The "General Games Chat" forum, which includes Retro Game Reviews, has been archived and is now read-only. You cannot post here or create a new thread or review on this forum.
Listen carefully to what's being said.
I'm saying nothing, but I am crossing my fingers.
The full interview can be found here: [URL]http://media.ps3.ign.com/media/748/748475/vids_1.html[/URL]
When you're talking about animation and getting actors to move to a variable specific point in real-time you're talking inverse kinematics blended with animation.
Inverse kinematics works by finding the final point you want to go to then recusively moving each joint towards it in turn to the extent of it's physical constraints. But to avoind this looing extremely robotic frame by frame it needs to be blended with a preconfigured animation and then you need to layer different animations for different things.
Maybe next generation.
I think that this generation will be about swinging the controller as a virtual sword handle, but I would say that! ;-)
On the other hand, the PS2 opened up several new doors that we couldn't even imagine when we all had PS1s. The in game animations etc. were SO much more impressive. Let's have a look at MGS1 and then MGS2. MGS1 was, pretty much, move and hide. With some shooting and strangling in there as well. There wasn't much in the way of in game animations. Now look at MGS2, where Snake has different animations for walking, sneaking up on enemies, tapping on walls and the rest of it. Raiden';s hair and Snake's bandana also waved around acording to the PHYSICS Konami had created in the game.
The PS2 has also started to introduce much more interactive environments. Very few are fully destructable, but that's because the PS2 doesn't have the power to handle all the extra info.
But look at the PS3, it has SO much more power, it is surely fully possible for them to create fully destructable environments, and we'll be seeing much more fluent in-game animations. With a new console, MGS4 could be to MGS3 what MGS2 was to the original; a MASSIVE step forward.

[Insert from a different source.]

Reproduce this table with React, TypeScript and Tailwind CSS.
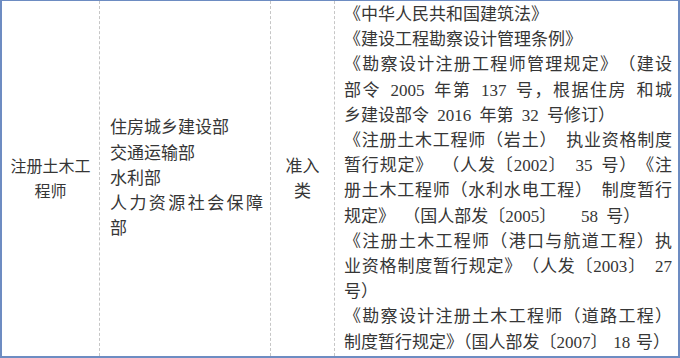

While I think Bonus is probably right, I don't think it's impossible to make gameplay like that and I reckon we WILL see gameplay like that, if not at launch, than a few years into the era of the next-gen consoles.
The major thing which will have to be different is the animation of both Snake and the characters from Killzone.

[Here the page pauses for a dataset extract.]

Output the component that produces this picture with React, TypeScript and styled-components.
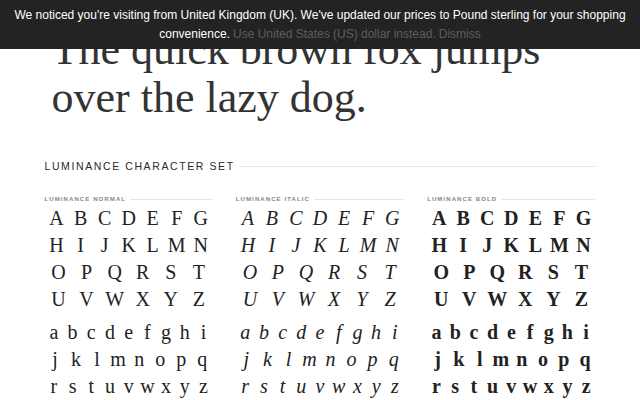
import { createGlobalStyle, styled } from 'styled-components'

const GlobalStyle = createGlobalStyle`
  html, body {
    margin: 0;
    padding: 0;
    background: #ffffff;
  }
`

type Variant = 'normal' | 'italic' | 'bold'

const upper = ['ABCDEFG', 'HIJKLMN', 'OPQRST', 'UVWXYZ']
const lower = ['abcdefghi', 'jklmnopq', 'rstuvwxyz']

const sets: { label: string; variant: Variant }[] = [
  { label: 'Luminance Normal', variant: 'normal' },
  { label: 'Luminance Italic', variant: 'italic' },
  { label: 'Luminance Bold', variant: 'bold' },
]

// 字符集单列
function CharacterColumn({ label, variant }: { label: string; variant: Variant }) {
  return (
    <Column>
      <SubTitle>
        <SubTitleText>{label}</SubTitleText>
        <Rule />
      </SubTitle>
      <LetterGroup>
        {upper.map((row) => (
          <LetterRow key={row} $count={row.length}>
            {row.split('').map((ch) => (
              <Glyph key={ch} $variant={variant}>
                {ch}
              </Glyph>
            ))}
          </LetterRow>
        ))}
      </LetterGroup>
      <LowerGroup>
        {lower.map((row) => (
          <LetterRow key={row} $count={row.length}>
            {row.split('').map((ch) => (
              <Glyph key={ch} $variant={variant}>
                {ch}
              </Glyph>
            ))}
          </LetterRow>
        ))}
      </LowerGroup>
    </Column>
  )
}

export default function App() {
  return (
    <>
      <GlobalStyle />
      <Banner>
        <BannerLine>
          We noticed you're visiting from United Kingdom (UK). We've updated our prices to Pound sterling for your
          shopping
        </BannerLine>
        <BannerLine>
          <span>convenience.</span>
          <BannerLink>Use United States (US) dollar instead.</BannerLink>
          <BannerLink>Dismiss</BannerLink>
        </BannerLine>
      </Banner>
      <Page>
        <Heading>
          The quick brown fox jumps
          <br />
          over the lazy dog.
        </Heading>
        <SectionHeader>
          <SectionTitle>Luminance Character Set</SectionTitle>
          <Rule />
        </SectionHeader>
        <Columns>
          {sets.map((s) => (
            <CharacterColumn key={s.variant} label={s.label} variant={s.variant} />
          ))}
        </Columns>
      </Page>
    </>
  )
}

// ============ 样式组件 ============

const Banner = styled.div`
  position: fixed;
  top: 0;
  left: 0;
  right: 0;
  z-index: 10;
  box-sizing: border-box;
  height: 49px;
  padding: 6px 8px 0;
  background: #232323;
  color: #ffffff;
  font-family: 'Liberation Sans', Arial, sans-serif;
  font-size: 12px;
  line-height: 19px;
`

const BannerLine = styled.div`
  display: flex;
  justify-content: center;
  gap: 3px;
  white-space: nowrap;
`

const BannerLink = styled.span`
  color: #5e5e5e;
`

const Page = styled.div`
  width: 551px;
  margin: 0 auto;
  padding-top: 26px;
  padding-bottom: 20px;
`

const Heading = styled.h1`
  margin: 0 0 0 7px;
  font-family: 'Liberation Serif', 'Times New Roman', serif;
  font-size: 44px;
  line-height: 48px;
  font-weight: 400;
  color: #333333;
`

const SectionHeader = styled.div`
  display: flex;
  align-items: center;
  margin-top: 37px;
`

const SectionTitle = styled.h2`
  margin: 0 5px 0 0;
  font-family: 'Liberation Sans', Arial, sans-serif;
  font-size: 10.5px;
  line-height: 14px;
  font-weight: 400;
  letter-spacing: 1.6px;
  text-transform: uppercase;
  color: #2a2a2a;
  white-space: nowrap;
`

const Rule = styled.div`
  flex: 1;
  height: 1px;
  background: #e7e7e7;
`

const Columns = styled.div`
  display: grid;
  grid-template-columns: repeat(3, 1fr);
  column-gap: 23px;
  margin-top: 22px;
`

const Column = styled.div`
  display: flex;
  flex-direction: column;
`

const SubTitle = styled.div`
  display: flex;
  align-items: center;
  gap: 4px;
`

const SubTitleText = styled.span`
  font-family: 'Liberation Sans', Arial, sans-serif;
  font-size: 6px;
  line-height: 8px;
  font-weight: 700;
  letter-spacing: 1.1px;
  text-transform: uppercase;
  color: #858585;
  white-space: nowrap;
`

const LetterGroup = styled.div`
  margin-top: 2px;
`

const LowerGroup = styled.div`
  margin-top: 6px;
`

const LetterRow = styled.div<{ $count: number }>`
  display: grid;
  grid-template-columns: repeat(${(props) => props.$count}, 1fr);
  text-align: center;
`

const Glyph = styled.span<{ $variant: Variant }>`
  font-family: 'Liberation Serif', 'Times New Roman', serif;
  font-size: 20px;
  line-height: 27px;
  color: #222222;
  font-style: ${(props) => (props.$variant === 'italic' ? 'italic' : 'normal')};
  font-weight: ${(props) => (props.$variant === 'bold' ? 700 : 400)};
`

As soon as you are out of the cut-scene you're going to have animations which follow a cause and effect system based on user input. You're going to have a limited number of actions you can carry out and things wont be so tightly integrated in a final game. Ther emight not be any reason for the actual graphics and lighting to be any different, but it wont be possible for the animation to be the way it is in those videos.
You'll have to start to see repeated sequences etc. etc. once the charcters become interactive and they'll have to be done in a way which doesn't just feel like you're controlling a character on rails. Examples are just daft things like the players feet and how assured they look on them.
To get that done in a real-time interactive game you're going in for a world of pain with Inverse Kinematics and blended animations.
For Icarus's sake, it's going to need lots and lots of power and I'm not entirely sure that the next-gen systems are going to have that sort of power especially not this early in the development of multi-threaded engines.
I just watched the trailer. It's quite obviously not actual gameplay, but still mighty impressive.
I wouldn't be surprised if the actual game (MGS4) does look like that. Why? MGS games are basically a series of set-pieces, and - good as they have been - they're not exactly taxing.
If the demo at TGS could be interacted with, then you're practically three-quarters of the way there, aren't you?
What we need to remember is that the PS3 (and the 360 before anyone accuses me of bias) are supposed to be - hopefully - making things possible which haven't been up to now. It could just be possible that games will be this good when we're playing them.
> Exactly the same as the MGS video, scripted and made to look really
> nice but no way will the final game look or play anything like that
> video.
I did, away down there in my first post in this thread and it was questioned so I explained ;-).
The actual content of the video itself isn't interactive in any way other than the fact that they can pause the scripts controlling the pre-written animation at any time and move the camera around.
The animations you saw there would be difficult to emulate into a control system. Just stupid things like the way the characters put their hands out to their other team members would need a phenominal amount of inverse kinematics to get it to look that good in a game situation when another model falls over and their arm isn't necessarily at an exact point. But in a cut-scene you can animate the actor to fall over and have an arm at a specified point and have another actors fingers and had reach exactly to where it is without having to calculate the positions against joint restrictions in real-time.
This is just a tech-demo and any final game will look and play nothing like that because there are no gameplay mechanics involved there whatsoever.
It just shows what the PS3 might be able to do with real-time cut-scenes (which I've never said isn't impressive) and not what gameplay is going to look like.